The current reform process must lead to greater transparency, especially with
respect to subsidies, and flexibility in the WTO decision-making processes. And
these reforms must be enacted swiftly; the system will lose credibility if the
WTO remains mired in its current impasse.
Reform is hard, and
some of these proposals may sound unrealistic. But so did those made in San
Francisco when the United Nations was founded over 80 years ago. Whether the
193 members of the United Nations adopt these changes will depend on
whether they prioritize their foreign policy based on values, interests,
or power. Sharing power on the basis of values and interests was the foundation
of the creation of the liberal world order after World War II. It is time to
revise the system that has served us so well for almost a century.
The wildcard for the
global West in all of this will be whether the United States wants to preserve
the multilateral world order it has been so instrumental in building and from
which it has benefited so greatly. That may not be an easy path, given Washington’s
withdrawal from key institutions and agreements, such as the World Health
Organization and the Paris climate agreement, and its newly mercantilist
approach to cross-border trade. The UN system has helped preserve peace between
the great powers, enabling the United States to emerge as the leading
geopolitical power. In many UN institutions, it has taken the leading role and
been able to drive its policy goals very effectively. Global free trade has
helped the United States establish itself as the leading economic power in the
world while also bringing low-cost products to American consumers. Alliances
such as NATO have given the United States military and political advantages
outside its own region. It remains the task of the rest of the West to convince
the Trump administration of the value of both the postwar institutions and the
United States’ active role in them.
The wildcard for the
global East will be how China plays its hand on the world stage. It could take
more steps to fill the power vacuums left by the United States in areas such as
free trade, climate change cooperation, and development. It could
try to shape the international institutions it now has a much stronger foothold
in. It might seek to further project power in its own region. And it might
abandon its long-held hide-your-strength and bide-your-time strategy and decide
that the time has come for more aggressive actions in, for instance, the South
China Sea and the Taiwan Strait.
Yalta or Helsinki?
An international
order, such as that forged by the Roman Empire, can sometimes survive for
centuries. Most of the time, however, it lasts for just a few decades. Russia’s
war of aggression in Ukraine marks the beginning of yet another change in the
world order. For young people today, it is their 1918, 1945, or 1989 moment.

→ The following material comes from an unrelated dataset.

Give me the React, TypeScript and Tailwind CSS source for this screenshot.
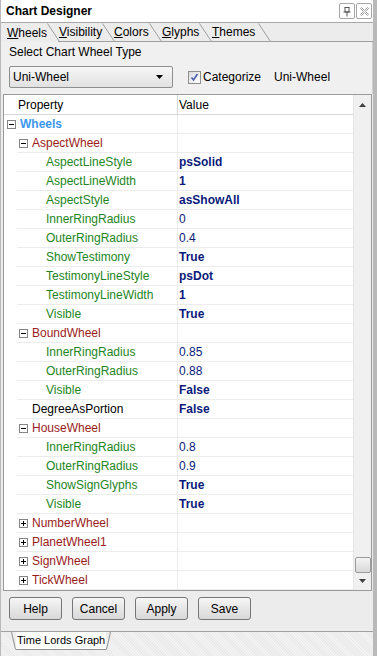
import React from 'react'

type Row = {
  label: string
  kind: 'root' | 'cat' | 'prop' | 'plain'
  open?: boolean
  value?: string
  bold?: boolean
}

const rows: Row[] = [
  { label: 'Wheels', kind: 'root', open: true },
  { label: 'AspectWheel', kind: 'cat', open: true },
  { label: 'AspectLineStyle', kind: 'prop', value: 'psSolid', bold: true },
  { label: 'AspectLineWidth', kind: 'prop', value: '1', bold: true },
  { label: 'AspectStyle', kind: 'prop', value: 'asShowAll', bold: true },
  { label: 'InnerRingRadius', kind: 'prop', value: '0' },
  { label: 'OuterRingRadius', kind: 'prop', value: '0.4' },
  { label: 'ShowTestimony', kind: 'prop', value: 'True', bold: true },
  { label: 'TestimonyLineStyle', kind: 'prop', value: 'psDot', bold: true },
  { label: 'TestimonyLineWidth', kind: 'prop', value: '1', bold: true },
  { label: 'Visible', kind: 'prop', value: 'True', bold: true },
  { label: 'BoundWheel', kind: 'cat', open: true },
  { label: 'InnerRingRadius', kind: 'prop', value: '0.85' },
  { label: 'OuterRingRadius', kind: 'prop', value: '0.88' },
  { label: 'Visible', kind: 'prop', value: 'False', bold: true },
  { label: 'DegreeAsPortion', kind: 'plain', value: 'False', bold: true },
  { label: 'HouseWheel', kind: 'cat', open: true },
  { label: 'InnerRingRadius', kind: 'prop', value: '0.8' },
  { label: 'OuterRingRadius', kind: 'prop', value: '0.9' },
  { label: 'ShowSignGlyphs', kind: 'prop', value: 'True', bold: true },
  { label: 'Visible', kind: 'prop', value: 'True', bold: true },
  { label: 'NumberWheel', kind: 'cat' },
  { label: 'PlanetWheel1', kind: 'cat' },
  { label: 'SignWheel', kind: 'cat' },
  { label: 'TickWheel', kind: 'cat' },
]

// tab widths measured from the left edge of each label to the next one
const tabs: [string, number][] = [
  ['Wheels', 52],
  ['Visibility', 55],
  ['Colors', 48],
  ['Glyphs', 50],
  ['Themes', 60],
]

function clsx(...a: (string | false | undefined)[]) {
  return a.filter(Boolean).join(' ')
}

function Toggle({ open }: { open?: boolean }) {
  return (
    <span className="flex h-[9px] w-[9px] shrink-0 items-center justify-center border border-[#848484] bg-white">
      <svg width="7" height="7" viewBox="0 0 7 7">
        <path d="M1 3.5h5" stroke="#000" strokeWidth="1" />
        {!open && <path d="M3.5 1v5" stroke="#000" strokeWidth="1" />}
      </svg>
    </span>
  )
}

function GridRow({ row }: { row: Row }) {
  let labelCell: React.ReactNode
  if (row.kind === 'root') {
    labelCell = <span className="ml-[1px] font-bold text-[#3b97f0]">{row.label}</span>
  } else if (row.kind === 'cat') {
    labelCell = (
      <span className="flex items-center gap-[4px] text-[#9a1b1b]">
        <Toggle open={row.open} />
        {row.label}
      </span>
    )
  } else if (row.kind === 'prop') {
    labelCell = <span className="pl-[27px] text-[#238523]">{row.label}</span>
  } else {
    labelCell = <span className="pl-[13px] text-black">{row.label}</span>
  }

  return (
    <div className="flex h-[19px]">
      <div className="flex w-[13px] items-center justify-center pl-[1px]">
        {row.kind === 'root' && <Toggle open={row.open} />}
      </div>
      <div className="flex w-[160px] items-center border-b border-[#ececec] pl-[2px]">{labelCell}</div>
      <div className="w-px bg-[#ececec]" />
      <div
        className={clsx(
          'flex w-[175px] items-center border-b border-[#ececec] pl-[1px] text-[#0a1a7a]',
          row.bold && 'font-bold',
        )}
      >
        {row.value}
      </div>
    </div>
  )
}

export default function App() {
  return (
    <div className="flex h-[656px] w-[377px] flex-col overflow-hidden border-r-[4px] border-l border-[#b9b9b9] bg-[#ececec] font-['Liberation_Sans',Arial,sans-serif] text-[12px] text-black">
      {/* title */}
      <div className="flex h-[23px] shrink-0 items-center justify-between border-b border-[#a9a9a9] bg-white pl-[5px] pr-[1px]">
        <span className="font-bold">Chart Designer</span>
        <div className="flex gap-[1px]">
          <span className="flex h-[16px] w-[16px] items-center justify-center rounded-[2px] border border-[#a6a6a6]">
            <svg width="10" height="11" viewBox="0 0 10 11">
              <path d="M2.5 1.5h5M3 1.5v4.5h4V1.5M1.5 6h7M5 6v4.5" stroke="#555" fill="none" />
            </svg>
          </span>
          <span className="flex h-[16px] w-[16px] items-center justify-center rounded-[2px] border border-[#a6a6a6]">
            <svg width="11" height="11" viewBox="0 0 11 11">
              <path
                d="M1.5 2.5l1-1 3 3 3-3 1 1-3 3 3 3-1 1-3-3-3 3-1-1 3-3z"
                stroke="#9a9a9a"
                fill="none"
                strokeLinejoin="round"
              />
            </svg>
          </span>
        </div>
      </div>

      {/* tabs */}
      <div className="flex h-[19px] shrink-0 items-end pl-[5px]">
        {tabs.map(([t, w], i) => (
          <div
            key={t}
            style={{ width: w }}
            className={clsx('flex h-[19px] shrink-0 items-end', i > 0 && 'border-b border-[#a0a0a0]')}
          >
            <span className="h-[18px] pl-[1px] leading-[18px]">
              <span className="underline">{t[0]}</span>
              {t.slice(1)}
            </span>
            <div className="flex-1" />
            <svg width="13" height="19" viewBox="0 0 13 19" className="shrink-0 self-start">
              <path d="M0.5 0.5L12.5 18.5" stroke="#a0a0a0" fill="none" />
            </svg>
          </div>
        ))}
        <div className="h-[19px] flex-1 border-b border-[#a0a0a0]" />
      </div>

      {/* panel */}
      <div className="flex h-[52px] shrink-0 flex-col border-r border-[#cfcfcf] bg-[#f0f0f0] pl-[8px]">
        <span className="mt-[3px] leading-[14px]">Select Chart Wheel Type</span>
        <div className="mt-[7px] flex items-center">
          <div className="flex h-[22px] w-[164px] items-center justify-between rounded-[2px] border border-[#8e8f8f] bg-gradient-to-b from-[#f7f7f7] to-[#e1e1e1] pl-[3px] pr-[9px]">
            <span>Uni-Wheel</span>
            <svg width="7" height="4" viewBox="0 0 7 4">
              <path d="M0 0h7L3.5 4z" fill="#000" />
            </svg>
          </div>
          <span className="ml-[15px] flex h-[13px] w-[13px] items-center justify-center border border-[#8f8f8f] bg-gradient-to-br from-[#dcdcdc] to-white">
            <svg width="9" height="9" viewBox="0 0 9 9">
              <path d="M1.5 4.5l2 2.5 4-6" stroke="#4a5fb0" strokeWidth="1.6" fill="none" />
            </svg>
          </span>
          <span className="ml-[2px]">Categorize</span>
          <span className="ml-[13px]">Uni-Wheel</span>
        </div>
      </div>

      {/* property grid */}
      <div className="mr-[1px] ml-[2px] flex h-[497px] shrink-0 border border-[#9a9a9a] bg-white">
        <div className="flex flex-col">
          <div className="flex h-[20px] border-b border-[#d6d6d6]">
            <div className="flex w-[173px] items-center pl-[14px]">Property</div>
            <div className="w-px bg-[#d6d6d6]" />
            <div className="flex w-[175px] items-center pl-[1px]">Value</div>
          </div>
          {rows.map((r, i) => (
            <GridRow key={i} row={r} />
          ))}
        </div>
        <div className="flex w-[18px] flex-col items-center border-l border-[#e6e6e6] bg-[#f0f0f0]">
          <svg width="7" height="4" viewBox="0 0 7 4" className="mt-[8px]">
            <path d="M3.5 0L7 4H0z" fill="#404040" />
          </svg>
          <div className="flex-1" />
          <div className="mb-[6px] h-[16px] w-[16px] rounded-[2px] border border-[#9a9a9a] bg-gradient-to-b from-[#f4f4f4] to-[#d9d9d9]" />
          <svg width="7" height="4" viewBox="0 0 7 4" className="mb-[7px]">
            <path d="M0 0h7L3.5 4z" fill="#404040" />
          </svg>
        </div>
      </div>

      {/* buttons */}
      <div className="flex shrink-0 gap-[10px] pt-[6px] pl-[8px]">
        {['Help', 'Cancel', 'Apply', 'Save'].map((b) => (
          <button
            key={b}
            className="flex h-[23px] w-[53px] items-center justify-center rounded-[3px] border border-[#777] bg-gradient-to-b from-[#f6f6f6] to-[#d8d8d8]"
          >
            {b}
          </button>
        ))}
      </div>

      {/* bottom tabs */}
      <div className="mt-[11px] flex flex-1 border-t border-[#a0a0a0] bg-[repeating-linear-gradient(45deg,#f3f3f3_0px,#f3f3f3_1px,#eaeaea_1px,#eaeaea_2px)] pl-[10px]">
        <div className="flex h-[18px] items-start">
          <svg width="5" height="18" viewBox="0 0 5 18">
            <path d="M0.5 0L4.5 17.5" stroke="#909090" fill="none" />
          </svg>
          <span className="h-[18px] border-b border-[#909090] bg-white px-[1px] pt-[1px] text-[11px] leading-[15px]">
            Time Lords Graph
          </span>
          <svg width="5" height="18" viewBox="0 0 5 18">
            <path d="M4.5 0L0.5 17.5" stroke="#909090" fill="none" />
          </svg>
        </div>
      </div>
    </div>
  )
}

The world can take a wrong turn at these junctures, as happened after World War
I, when the League of Nations was unable to contain great-power competition,
resulting in another bloody world war.
Countries can also
get it more or less right, as happened after World War II with the
establishment of the United Nations. That postwar order did, after all,
preserve peace between the two superpowers of the Cold War, the Soviet Union
and the United States. To be sure, that relative stability came at a high cost
for those states that were forced into submission or suffered during proxy
conflicts. And even as the end of World War II laid the groundwork for an order
that survived for decades, it also planted the seeds of the current imbalance.
In 1945, the war’s
winners met in Yalta, in Crimea. There, U.S. President Franklin Roosevelt,
British Prime Minister Winston Churchill, and Soviet leader Joseph Stalin
crafted a postwar order based on spheres of influence. The UN Security Council
would emerge as the stage where the superpowers could address their
differences, but it offered little space for others. At Yalta, the big states
made a deal over the small ones. That historical wrong must now be made right.
The 1975 convening of
the Conference on Security and Cooperation in Europe offers a stark contrast to
Yalta. Thirty-two European countries, plus Canada, the Soviet Union, and the
United States, met in Helsinki to create a European security structure based on
rules and norms applicable to all. They agreed on fundamental principles
governing states’ behavior toward their citizens and one another. It was a
remarkable feat of multilateralism at a time of major tensions, and it became
instrumental in precipitating the end of the Cold War.
Yalta was multipolar
in its outcomes, and Helsinki was multilateral. Now the world faces a choice,
and I believe Helsinki offers the right way forward. The choices we all make in
the next decade will define the world order for the twenty-first century.
Small states such as
mine are not bystanders in the story. The new order will be determined by
decisions taken by political leaders in both big and small states, whether
democrats, autocrats, or something in between. And here a particular
responsibility falls on the global West, as the architect of the passing order
and still, economically and militarily, the most powerful global coalition. The
way we carry that mantle matters. This is our last chance.